Last week, CVS Caremark announced it will stop selling cigarettes and tobacco products in its stores by October. The chain estimates it will lose more than $2 billion in revenue from tobacco users annually.
That’s a huge loss for the sake of keeping people healthy.
But according to CVS CEO Larry Merlo, the monetary loss does not mean it wasn’t the right decision.
“Put simply, the sale of tobacco products is inconsistent with our purpose,” he said in a statement.
Taking a drastic action in the name of what you believe in is an honorable move (if not brilliant PR strategy). But does being a healthier company mean it should also stop selling alcohol? Sugar? Saturated fats? Or any of the numerous vices that people will buy regardless of the consequences to their health?
Making a product unavailable doesn’t stop consumers from buying it. When the U.S. ratified the 18th amendment in 1920, it prohibited the manufacturing, transportation and sale of alcohol. But it didn’t successfully stop people from drinking alcohol. It actually just increased the number of closet drinkers and average citizens who were breaking the law.
Granted, the 1920 U.S. government wasn’t a pharmacy chain that wanted to promote good health. And CVS’s decision wasn’t necessarily intended to stop smoking everywhere. But when it comes to addictive substances, whether it’s nicotine or Diet Coke, healthy choices have to be made out of one’s sheer will and self-discipline. An inconvenient unavailability isn’t enough to hold off a serious addiction for long.

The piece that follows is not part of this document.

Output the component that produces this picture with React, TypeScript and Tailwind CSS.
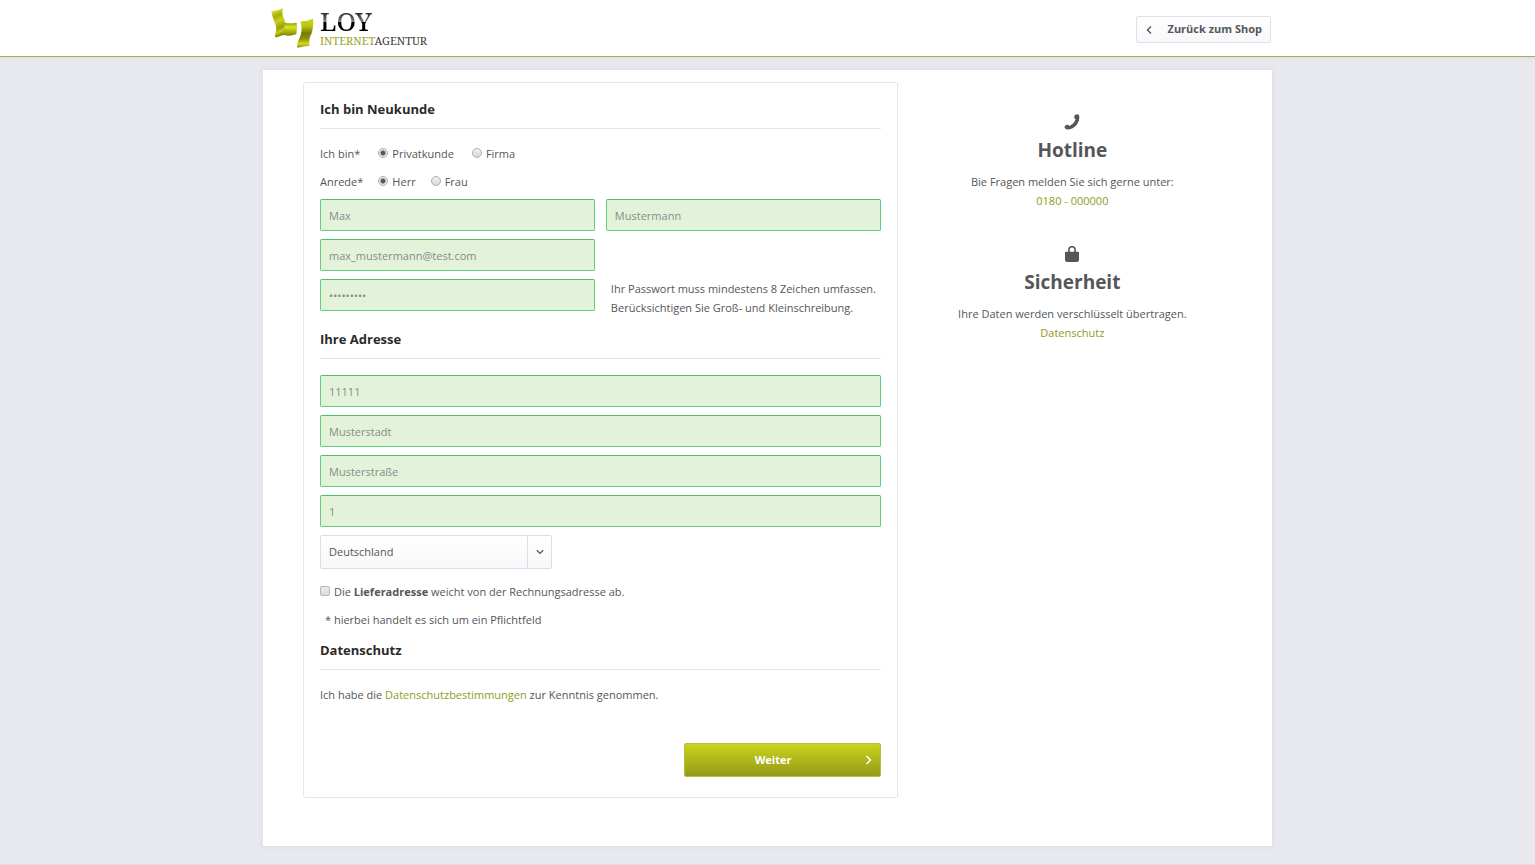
import React, { useState } from "react";

const addressFields = [
    { id: "zip", label: "PLZ", value: "11111" },
    { id: "city", label: "Ort", value: "Musterstadt" },
    { id: "street", label: "Straße", value: "Musterstraße" },
    { id: "number", label: "Hausnummer", value: "1" },
];

function Logo() {
    return (
        <a href="#" className="flex items-start gap-1">
            <svg viewBox="48 20 135 128" className="h-[42px] w-[45px] shrink-0" aria-hidden="true">
                <defs>
                    <linearGradient id="ribbon" x1="0" y1="0" x2="0.25" y2="1">
                        <stop offset="0" stopColor="#7f8500" />
                        <stop offset="0.14" stopColor="#d3de1c" />
                        <stop offset="0.32" stopColor="#a6ac08" />
                        <stop offset="0.5" stopColor="#c9d316" />
                        <stop offset="0.75" stopColor="#9ca204" />
                        <stop offset="0.88" stopColor="#c6cf1d" />
                        <stop offset="1" stopColor="#7e8400" />
                    </linearGradient>
                    <linearGradient id="fold" x1="0" y1="0" x2="0" y2="1">
                        <stop offset="0" stopColor="#8d9300" />
                        <stop offset="0.35" stopColor="#dbe62a" />
                        <stop offset="0.75" stopColor="#a2a908" />
                        <stop offset="1" stopColor="#7e8400" />
                    </linearGradient>
                    <linearGradient id="tail" x1="0" y1="0" x2="0" y2="1">
                        <stop offset="0" stopColor="#c9d420" />
                        <stop offset="0.25" stopColor="#bcc60f" />
                        <stop offset="0.5" stopColor="#767b00" />
                        <stop offset="0.7" stopColor="#8f9500" />
                        <stop offset="0.87" stopColor="#d3de25" />
                        <stop offset="1" stopColor="#7a8000" />
                    </linearGradient>
                </defs>
                <path d="M48 34Q66 32 84 24Q78 36 83 48Q90 58 89 70L97 105Q80 104 63 113Q55 110 61 98Q66 82 57 64Q50 48 48 34Z" fill="url(#ribbon)" />
                <path d="M87 67Q106 72 125 68Q128 85 124 103Q109 109 92 107L78 99Q91 90 87 67Z" fill="url(#fold)" />
                <path d="M137 64Q158 64 175 56Q178 75 171 99Q161 116 164 138Q145 139 128 144Q124 134 131 121Q139 106 140 92Q141 76 137 64Z" fill="url(#tail)" />
            </svg>
            <span className="flex flex-col font-['Noto_Serif','Liberation_Serif',serif]">
                <span className="bg-linear-to-b from-[#333] from-25% via-[#8a8a8a] via-54% to-black to-55% bg-clip-text text-[26px] leading-7 font-medium text-transparent">
                    LOY
                </span>
                <span className="text-[11px] leading-3 text-[#3a3a3a]">
                    <span className="text-[#9ba41c]">INTERNET</span>AGENTUR
                </span>
            </span>
        </a>
    );
}

function SectionTitle({ children }: { children: React.ReactNode }) {
    return (
        <h2 className="border-b border-[#e4e4ee] pb-[9px] text-[13px] leading-5 font-bold text-[#2b2b2b]">
            {children}
        </h2>
    );
}

function Field({ id, label, value, type = "text" }: { id: string; label: string; value: string; type?: string }) {
    return (
        <div>
            <input
                id={id}
                type={type}
                aria-label={label}
                defaultValue={value}
                className="block h-8 w-full rounded-xs border border-[#62cb80] border-t-[#50be70] bg-[#e2f3da] px-2 leading-5 text-[#8a8a8a] outline-none"
            />
        </div>
    );
}

function Radio({ name, label, checked, onChange }: { name: string; label: string; checked: boolean; onChange: () => void }) {
    return (
        <label className="flex items-center gap-1">
            <input
                type="radio"
                name={name}
                checked={checked}
                onChange={onChange}
                className="mb-[2px] size-[10px] appearance-none rounded-full border border-[#b0b0b0] bg-linear-to-b from-[#f2f2f2] to-[#d8d8d8] checked:bg-[radial-gradient(circle,#585858_0_2px,#e6e6e6_3px)]"
            />
            {label}
        </label>
    );
}

function InfoBlock({ icon, title, text, link }: { icon: React.ReactNode; title: string; text: string; link: string }) {
    return (
        <div className="flex flex-col items-center text-center">
            {icon}
            <h3 className="mt-[6px] text-[19px] leading-7 font-bold">{title}</h3>
            <p className="mt-2 leading-[19px]">
                {text}
                <br />
                <a href="#" className="text-[#8f9c20]">{link}</a>
            </p>
        </div>
    );
}

function App() {
    const [customerType, setCustomerType] = useState("Privatkunde");
    const [salutation, setSalutation] = useState("Herr");

    return (
        <div className="min-h-screen border-b border-[#dedee4] bg-[#e8e9ee] font-['Open_Sans',sans-serif] text-[11px] text-[#55555a]">
            <header className="border-b border-[#aab04a] bg-white shadow-xs">
                <div className="mx-auto flex h-14 max-w-[1009px] items-center justify-between pr-px pl-2">
                    <Logo />
                    <a
                        href="#"
                        className="mt-[2px] flex h-[27px] items-center gap-[15px] rounded-xs border border-[#e0e0ec] bg-linear-to-b from-white to-[#f8f8fa] px-2 pt-px font-bold"
                    >
                        <svg viewBox="0 0 8 10" className="h-[10px] w-2" fill="none" stroke="currentColor" strokeWidth="1.4" aria-hidden="true">
                            <path d="M6 1.5L2.5 5L6 8.5" />
                        </svg>
                        Zurück zum Shop
                    </a>
                </div>
            </header>

            <main className="mx-auto mt-[13px] flex max-w-[1009px] items-start bg-white pt-3 pr-[25px] pb-12 pl-10 shadow-[0_0_4px_1px_#dcdce8]">
                <form
                    onSubmit={(e) => e.preventDefault()}
                    className="w-[63%] rounded-xs border border-[#e6e6ee] px-4 pt-4 pb-5"
                >
                    <SectionTitle>Ich bin Neukunde</SectionTitle>
                    <div className="mt-[11px] flex h-7 items-center gap-[18px]">
                        <span>Ich bin*</span>
                        {["Privatkunde", "Firma"].map((type) => (
                            <Radio
                                key={type}
                                name="customerType"
                                label={type}
                                checked={customerType === type}
                                onChange={() => setCustomerType(type)}
                            />
                        ))}
                    </div>
                    <div className="flex h-7 items-center gap-[15px]">
                        <span>Anrede*</span>
                        {["Herr", "Frau"].map((item) => (
                            <Radio
                                key={item}
                                name="salutation"
                                label={item}
                                checked={salutation === item}
                                onChange={() => setSalutation(item)}
                            />
                        ))}
                    </div>
                    <div className="mt-[3px] mb-3 grid grid-cols-2 gap-x-[11px] gap-y-2">
                        <Field id="firstname" label="Vorname" value="Max" />
                        <Field id="lastname" label="Nachname" value="Mustermann" />
                        <Field id="email" label="E-Mail" type="email" value="max_mustermann@test.com" />
                        <span />
                        <Field id="password" label="Passwort" type="password" value="passwort1" />
                        <p className="pl-[5px] leading-[19px] whitespace-nowrap">
                            Ihr Passwort muss mindestens 8 Zeichen umfassen.
                            <br />
                            Berücksichtigen Sie Groß- und Kleinschreibung.
                        </p>
                    </div>

                    <SectionTitle>Ihre Adresse</SectionTitle>
                    <div className="mt-4 flex flex-col gap-2">
                        {addressFields.map((field) => (
                            <Field key={field.id} {...field} />
                        ))}
                        <div className="relative w-[232px]">
                            <select
                                id="country"
                                aria-label="Land"
                                className="block h-[34px] w-full appearance-none rounded-xs border border-[#dedeea] bg-linear-to-b from-white to-[#f8f8fa] px-2 leading-5"
                            >
                                <option>Deutschland</option>
                            </select>
                            <span className="pointer-events-none absolute inset-y-0 right-0 flex w-[25px] items-center justify-center border-l border-[#dedeea]">
                                <svg viewBox="0 0 8 6" className="h-[6px] w-2" fill="none" stroke="currentColor" strokeWidth="1.3" aria-hidden="true">
                                    <path d="M0.8 1.2L4 4.4L7.2 1.2" />
                                </svg>
                            </span>
                        </div>
                    </div>
                    <label className="mt-[9px] flex h-7 items-center gap-1">
                        <input
                            type="checkbox"
                            className="mb-[2px] size-[10px] appearance-none rounded-xs border border-[#b8b8b8] bg-linear-to-b from-[#ececec] to-[#dcdcdc] checked:bg-[#8f9c20]"
                        />
                        <span>
                            Die <b>Lieferadresse</b> weicht von der Rechnungsadresse ab.
                        </span>
                    </label>
                    <p className="mb-[6px] pl-[5px] leading-7">* hierbei handelt es sich um ein Pflichtfeld</p>

                    <SectionTitle>Datenschutz</SectionTitle>
                    <p className="mt-[15px] leading-[19px]">
                        Ich habe die <a href="#" className="text-[#8f9c20]">Datenschutzbestimmungen</a> zur Kenntnis genommen.
                    </p>
                    <button
                        type="submit"
                        className="mt-[39px] ml-auto flex h-[34px] w-[35%] items-center gap-1 rounded-xs border border-[#b8bd3c] bg-linear-to-b from-[#c9d41c] to-[#959a18] pr-2 font-bold text-white"
                    >
                        <span className="flex-1">Weiter</span>
                        <svg viewBox="0 0 7 10" className="h-[10px] w-[7px]" fill="none" stroke="currentColor" strokeWidth="1.5" aria-hidden="true">
                            <path d="M1.5 1L5.5 5L1.5 9" />
                        </svg>
                    </button>
                </form>

                <aside className="flex flex-1 flex-col gap-9 pt-8">
                    <InfoBlock
                        icon={
                            <svg viewBox="0 0 16 16" className="size-4" fill="currentColor" aria-hidden="true">
                                <path d="M11.2 0.9Q13 -0.3 15 1.1Q16.2 6 13 10.4Q9 15.3 3.3 15.5Q1 15.3 0.5 13.2Q0.5 11.8 2.2 11Q4 10.3 5.4 12Q9.5 10.2 11.7 5.3Q9.8 4.6 10.2 2.6Q10.4 1.5 11.2 0.9Z" />
                            </svg>
                        }
                        title="Hotline"
                        text="Bie Fragen melden Sie sich gerne unter:"
                        link="0180 - 000000"
                    />
                    <InfoBlock
                        icon={
                            <svg viewBox="0 0 16 16" className="size-4" fill="currentColor" aria-hidden="true">
                                <path d="M1 6.5Q1 5.7 1.8 5.7H14.2Q15 5.7 15 6.5V14Q15 16 13 16H3Q1 16 1 14Z" />
                                <path d="M4.9 7V4Q4.9 0.8 8 0.8Q11.1 0.8 11.1 4V7" fill="none" stroke="currentColor" strokeWidth="1.6" />
                            </svg>
                        }
                        title="Sicherheit"
                        text="Ihre Daten werden verschlüsselt übertragen."
                        link="Datenschutz"
                    />
                </aside>
            </main>
        </div>
    );
}

export default App;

Whatever it is we need to cut back on, the government can’t do it for us. Neither can CVS or any pharmacy that follows in its footsteps. They will try. They’ve made plenty of substances illegal, and some states have even tried to regulate our soda cup sizes. But that’s why drug cartels and McDonald’s alike are profiting from our cravings. Because when it’s truly an addiction, we will always find a way to feed it.
And for all you cancer stick lovers out there, thankfully they opened that new Walgreen’s on Judge Ely last year.